В палате некоторое время царило молчание, его нарушил Газин:
— Дедушка, а ведь тебя скоро выпишут.
— За что, сынок?
— За нарушение режима и невежество.
— Пущай выписывают. Железяки глотать не стану, ибо то есть противно человецкому естеству… — Расстроенный старик засобирался на лестницу. Он в больнице быстро обжился и носил теперь на голове женскую вязаную шапочку — память об Авдотье. На утренних обходах он стонал и делал вид, что помирает. Порошки и таблетки, которые ему давали, высыпал в унитаз. К Нине по-своему тоже привязался, тем более что она не забывала приносить ему что-нибудь вкусненькое. Исай Тихонович был сластеной и очень любил «сливочную тянучку». Он учил Нину жить на белом свете с достоинством.
— Ты оголтелых не слухай, — внушал Исай Тихонович, кивая на Газина. — Ты, дочка, живи, как моя Авдотья.
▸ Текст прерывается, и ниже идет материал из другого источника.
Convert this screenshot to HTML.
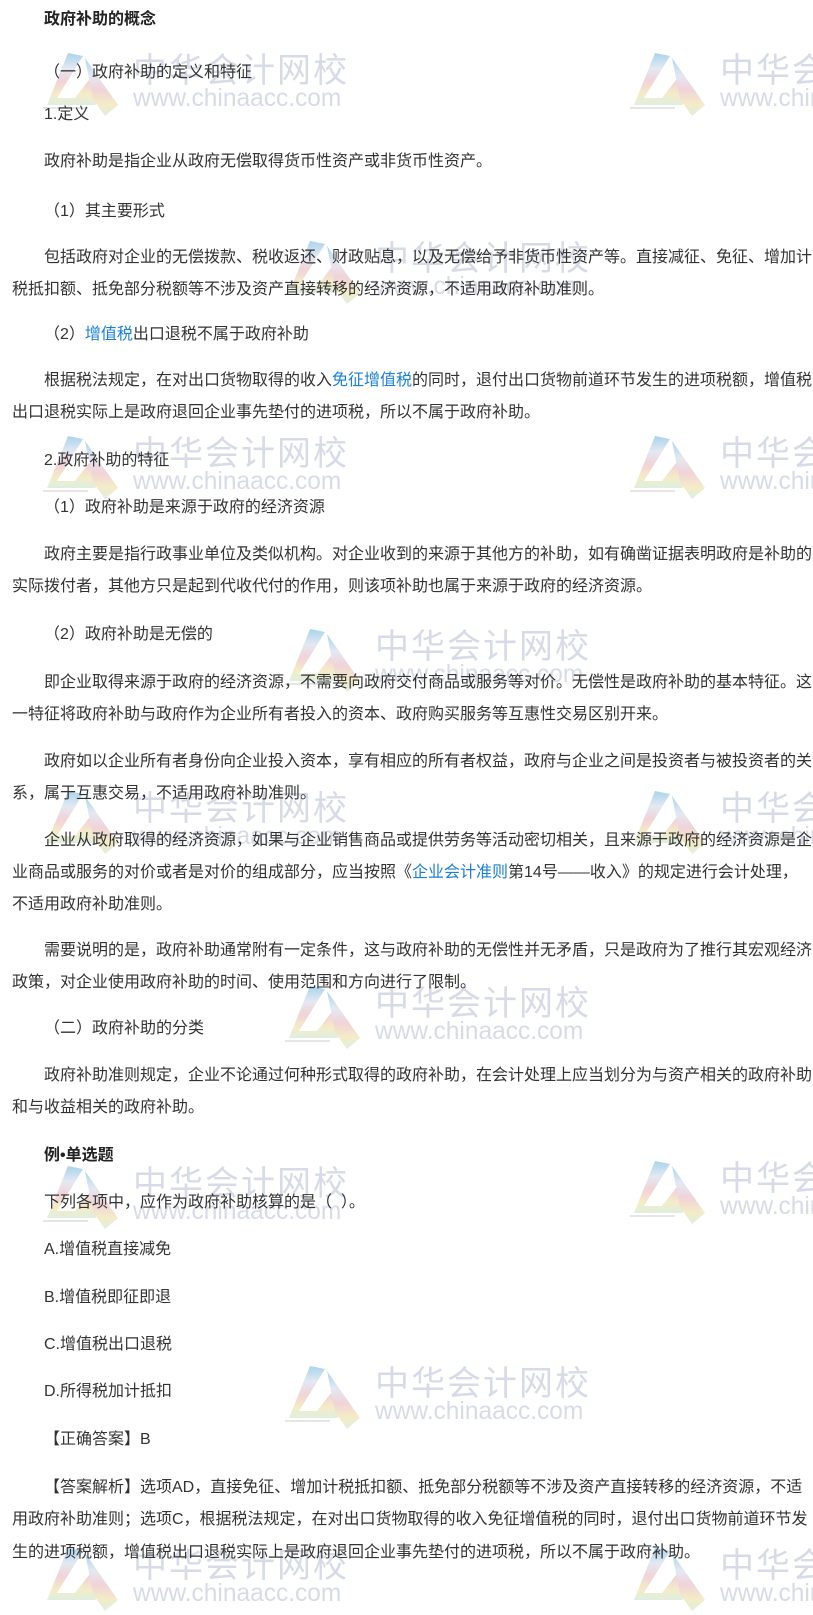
<!DOCTYPE html>
<html><head><meta charset="utf-8">
<style>
html,body{margin:0;padding:0;background:#fff;}
body{width:813px;height:1590px;position:relative;overflow:hidden;font-family:"Liberation Sans","Noto Sans CJK SC",sans-serif;font-size:16px;color:#333;}
.l{position:absolute;left:12px;height:32px;line-height:32px;white-space:nowrap;z-index:2;}
.i{left:44px;}
.b{font-weight:bold;color:#222;}
a{color:#1a7fd6;text-decoration:none;}
.wm{position:absolute;width:300px;height:70px;z-index:1;}
.wm .t{position:absolute;left:90px;top:0;font-size:34px;line-height:36px;color:#d6dbe7;letter-spacing:2px;white-space:nowrap;font-family:"Noto Sans CJK SC",sans-serif;}
.wm .u{position:absolute;left:90px;top:36px;font-size:25px;line-height:24px;color:#d6dbe7;white-space:nowrap;transform:scaleX(0.98);transform-origin:left;font-family:"Liberation Sans",sans-serif;}
.wm svg{position:absolute;left:0;top:0;}
</style></head><body>

<svg width="0" height="0" style="position:absolute"><defs>
<linearGradient id="g" x1="0" y1="0" x2="0" y2="1">
<stop offset="0" stop-color="#a9d4ec"/><stop offset="0.3" stop-color="#e4e8f2"/><stop offset="0.55" stop-color="#f1d3d8"/><stop offset="0.8" stop-color="#f4ecc7"/><stop offset="1" stop-color="#dfeee0"/>
</linearGradient></defs></svg>

<div class="wm" style="left:43px;top:50px"><svg width="90" height="70"><path d="M25 3 L40 6 L14 48 L32 48 L46 30 L60 48 L52 55 L4 55 Z" fill="url(#g)"/><path d="M42 8 L75 55 L62 66 L50 49 Z" fill="url(#g)"/><path d="M0 58 L45 58" stroke="#e6e6e6" stroke-width="2"/></svg><div class="t">中华会计网校</div><div class="u">www.chinaacc.com</div></div>
<div class="wm" style="left:630px;top:50px"><svg width="90" height="70"><path d="M25 3 L40 6 L14 48 L32 48 L46 30 L60 48 L52 55 L4 55 Z" fill="url(#g)"/><path d="M42 8 L75 55 L62 66 L50 49 Z" fill="url(#g)"/><path d="M0 58 L45 58" stroke="#e6e6e6" stroke-width="2"/></svg><div class="t">中华会计网校</div><div class="u">www.chinaacc.com</div></div>
<div class="wm" style="left:285px;top:238px"><svg width="90" height="70"><path d="M25 3 L40 6 L14 48 L32 48 L46 30 L60 48 L52 55 L4 55 Z" fill="url(#g)"/><path d="M42 8 L75 55 L62 66 L50 49 Z" fill="url(#g)"/></svg><div class="t">中华会计网校</div><div class="u">www.chinaacc.com</div></div>
<div class="wm" style="left:43px;top:433px"><svg width="90" height="70"><path d="M25 3 L40 6 L14 48 L32 48 L46 30 L60 48 L52 55 L4 55 Z" fill="url(#g)"/><path d="M42 8 L75 55 L62 66 L50 49 Z" fill="url(#g)"/><path d="M0 58 L45 58" stroke="#e6e6e6" stroke-width="2"/></svg><div class="t">中华会计网校</div><div class="u">www.chinaacc.com</div></div>
<div class="wm" style="left:630px;top:433px"><svg width="90" height="70"><path d="M25 3 L40 6 L14 48 L32 48 L46 30 L60 48 L52 55 L4 55 Z" fill="url(#g)"/><path d="M42 8 L75 55 L62 66 L50 49 Z" fill="url(#g)"/><path d="M0 58 L45 58" stroke="#e6e6e6" stroke-width="2"/></svg><div class="t">中华会计网校</div><div class="u">www.chinaacc.com</div></div>
<div class="wm" style="left:285px;top:626px"><svg width="90" height="70"><path d="M25 3 L40 6 L14 48 L32 48 L46 30 L60 48 L52 55 L4 55 Z" fill="url(#g)"/><path d="M42 8 L75 55 L62 66 L50 49 Z" fill="url(#g)"/><path d="M0 58 L45 58" stroke="#e6e6e6" stroke-width="2"/></svg><div class="t">中华会计网校</div><div class="u">www.chinaacc.com</div></div>
<div class="wm" style="left:43px;top:788px"><svg width="90" height="70"><path d="M25 3 L40 6 L14 48 L32 48 L46 30 L60 48 L52 55 L4 55 Z" fill="url(#g)"/><path d="M42 8 L75 55 L62 66 L50 49 Z" fill="url(#g)"/></svg><div class="t">中华会计网校</div><div class="u">www.chinaacc.com</div></div>
<div class="wm" style="left:630px;top:788px"><svg width="90" height="70"><path d="M25 3 L40 6 L14 48 L32 48 L46 30 L60 48 L52 55 L4 55 Z" fill="url(#g)"/><path d="M42 8 L75 55 L62 66 L50 49 Z" fill="url(#g)"/></svg><div class="t">中华会计网校</div><div class="u">www.chinaacc.com</div></div>
<div class="wm" style="left:285px;top:983px"><svg width="90" height="70"><path d="M25 3 L40 6 L14 48 L32 48 L46 30 L60 48 L52 55 L4 55 Z" fill="url(#g)"/><path d="M42 8 L75 55 L62 66 L50 49 Z" fill="url(#g)"/><path d="M0 58 L45 58" stroke="#e6e6e6" stroke-width="2"/></svg><div class="t">中华会计网校</div><div class="u">www.chinaacc.com</div></div>
<div class="wm" style="left:630px;top:1158px"><svg width="90" height="70"><path d="M25 3 L40 6 L14 48 L32 48 L46 30 L60 48 L52 55 L4 55 Z" fill="url(#g)"/><path d="M42 8 L75 55 L62 66 L50 49 Z" fill="url(#g)"/><path d="M0 58 L45 58" stroke="#e6e6e6" stroke-width="2"/></svg><div class="t">中华会计网校</div><div class="u">www.chinaacc.com</div></div>
<div class="wm" style="left:43px;top:1163px"><svg width="90" height="70"><path d="M25 3 L40 6 L14 48 L32 48 L46 30 L60 48 L52 55 L4 55 Z" fill="url(#g)"/><path d="M42 8 L75 55 L62 66 L50 49 Z" fill="url(#g)"/><path d="M0 58 L45 58" stroke="#e6e6e6" stroke-width="2"/></svg><div class="t">中华会计网校</div><div class="u">www.chinaacc.com</div></div>
<div class="wm" style="left:285px;top:1363px"><svg width="90" height="70"><path d="M25 3 L40 6 L14 48 L32 48 L46 30 L60 48 L52 55 L4 55 Z" fill="url(#g)"/><path d="M42 8 L75 55 L62 66 L50 49 Z" fill="url(#g)"/><path d="M0 58 L45 58" stroke="#e6e6e6" stroke-width="2"/></svg><div class="t">中华会计网校</div><div class="u">www.chinaacc.com</div></div>
<div class="wm" style="left:43px;top:1545px"><svg width="90" height="70"><path d="M25 3 L40 6 L14 48 L32 48 L46 30 L60 48 L52 55 L4 55 Z" fill="url(#g)"/><path d="M42 8 L75 55 L62 66 L50 49 Z" fill="url(#g)"/></svg><div class="t">中华会计网校</div><div class="u">www.chinaacc.com</div></div>
<div class="wm" style="left:630px;top:1545px"><svg width="90" height="70"><path d="M25 3 L40 6 L14 48 L32 48 L46 30 L60 48 L52 55 L4 55 Z" fill="url(#g)"/><path d="M42 8 L75 55 L62 66 L50 49 Z" fill="url(#g)"/></svg><div class="t">中华会计网校</div><div class="u">www.chinaacc.com</div></div>

<div class="l i b" style="top:4px">政府补助的概念</div>
<div class="l i" style="top:57px">（一）政府补助的定义和特征</div>
<div class="l i" style="top:99px">1.定义</div>
<div class="l i" style="top:146px">政府补助是指企业从政府无偿取得货币性资产或非货币性资产。</div>
<div class="l i" style="top:196px">（1）其主要形式</div>
<div class="l i" style="top:242px">包括政府对企业的无偿拨款、税收返还、财政贴息，以及无偿给予非货币性资产等。直接减征、免征、增加计</div>
<div class="l" style="top:274px">税抵扣额、抵免部分税额等不涉及资产直接转移的经济资源，不适用政府补助准则。</div>
<div class="l i" style="top:319px">（2）<a>增值税</a>出口退税不属于政府补助</div>
<div class="l i" style="top:365px">根据税法规定，在对出口货物取得的收入<a>免征增值税</a>的同时，退付出口货物前道环节发生的进项税额，增值税</div>
<div class="l" style="top:397px">出口退税实际上是政府退回企业事先垫付的进项税，所以不属于政府补助。</div>
<div class="l i" style="top:445px">2.政府补助的特征</div>
<div class="l i" style="top:492px">（1）政府补助是来源于政府的经济资源</div>
<div class="l i" style="top:539px">政府主要是指行政事业单位及类似机构。对企业收到的来源于其他方的补助，如有确凿证据表明政府是补助的</div>
<div class="l" style="top:571px">实际拨付者，其他方只是起到代收代付的作用，则该项补助也属于来源于政府的经济资源。</div>
<div class="l i" style="top:619px">（2）政府补助是无偿的</div>
<div class="l i" style="top:667px">即企业取得来源于政府的经济资源，不需要向政府交付商品或服务等对价。无偿性是政府补助的基本特征。这</div>
<div class="l" style="top:699px">一特征将政府补助与政府作为企业所有者投入的资本、政府购买服务等互惠性交易区别开来。</div>
<div class="l i" style="top:746px">政府如以企业所有者身份向企业投入资本，享有相应的所有者权益，政府与企业之间是投资者与被投资者的关</div>
<div class="l" style="top:778px">系，属于互惠交易，不适用政府补助准则。</div>
<div class="l i" style="top:825px">企业从政府取得的经济资源，如果与企业销售商品或提供劳务等活动密切相关，且来源于政府的经济资源是企</div>
<div class="l" style="top:857px">业商品或服务的对价或者是对价的组成部分，应当按照《<a>企业会计准则</a>第14号——收入》的规定进行会计处理，</div>
<div class="l" style="top:889px">不适用政府补助准则。</div>
<div class="l i" style="top:935px">需要说明的是，政府补助通常附有一定条件，这与政府补助的无偿性并无矛盾，只是政府为了推行其宏观经济</div>
<div class="l" style="top:967px">政策，对企业使用政府补助的时间、使用范围和方向进行了限制。</div>
<div class="l i" style="top:1013px">（二）政府补助的分类</div>
<div class="l i" style="top:1060px">政府补助准则规定，企业不论通过何种形式取得的政府补助，在会计处理上应当划分为与资产相关的政府补助</div>
<div class="l" style="top:1092px">和与收益相关的政府补助。</div>
<div class="l i b" style="top:1140px">例•单选题</div>
<div class="l i" style="top:1187px">下列各项中，应作为政府补助核算的是（&nbsp;&nbsp;）。</div>
<div class="l i" style="top:1234px">A.增值税直接减免</div>
<div class="l i" style="top:1282px">B.增值税即征即退</div>
<div class="l i" style="top:1329px">C.增值税出口退税</div>
<div class="l i" style="top:1376px">D.所得税加计抵扣</div>
<div class="l i" style="top:1424px">【正确答案】B</div>
<div class="l i" style="top:1472px">【答案解析】选项AD，直接免征、增加计税抵扣额、抵免部分税额等不涉及资产直接转移的经济资源，不适</div>
<div class="l" style="top:1504px">用政府补助准则；选项C，根据税法规定，在对出口货物取得的收入免征增值税的同时，退付出口货物前道环节发</div>
<div class="l" style="top:1537px">生的进项税额，增值税出口退税实际上是政府退回企业事先垫付的进项税，所以不属于政府补助。</div>

</body></html>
Бога не гневли и людей не забижай. Супруге моей скоро, почитай, за восьмой десяток перевалит, сколь пройдено и встречено, а ты глянь на нее — красна девица по земле стелется. Ни шума от нее, ни ужасов — одна приятность.
— Где же я увижу вашу Адотью, дедушка? — спрашивала Нина, уступая настойчивым знакам Газина.
— Приглядись хорошенько, захоти увидеть — и узришь. Тако, милая! Крепко захоти — и всех своих родных узришь. Придут к тебе, руки на плечи положат и от беды остерегут.
Певунову не нравились насмешки над стариком, но делать замечания Нине он не мог и обращался к Газину:
— Придет час, Леня, и на тебя тоже затявкает несмышленый щенок. Уже не так долго тебе ждать.
Газин засмеялся:
— Не бойся того, кто лает, бойся, кто кусает. Ты не прав, Сергей Иванович. Мы с дедом Исаем первые кореша. Мы еще с ним на воле винца попьем всласть. А с суевериями я борюсь из принципа, как атеист и землепроходчик.
Нина сидела у постели Певунова. Была суббота, время послеобеденной дремоты. Исай Тихонович отсутствовал. Газин спал, укутавшись до ноздрей в одеяло. Только что Нина накормила Певунова куриной лапшой. Он попросил, чтобы она не убирала руку с его груди, бездумно поглаживал ее тонкие хрупкие пальчики. Многоводная и могучая текла между ними река, но сейчас они оказались на одном берегу.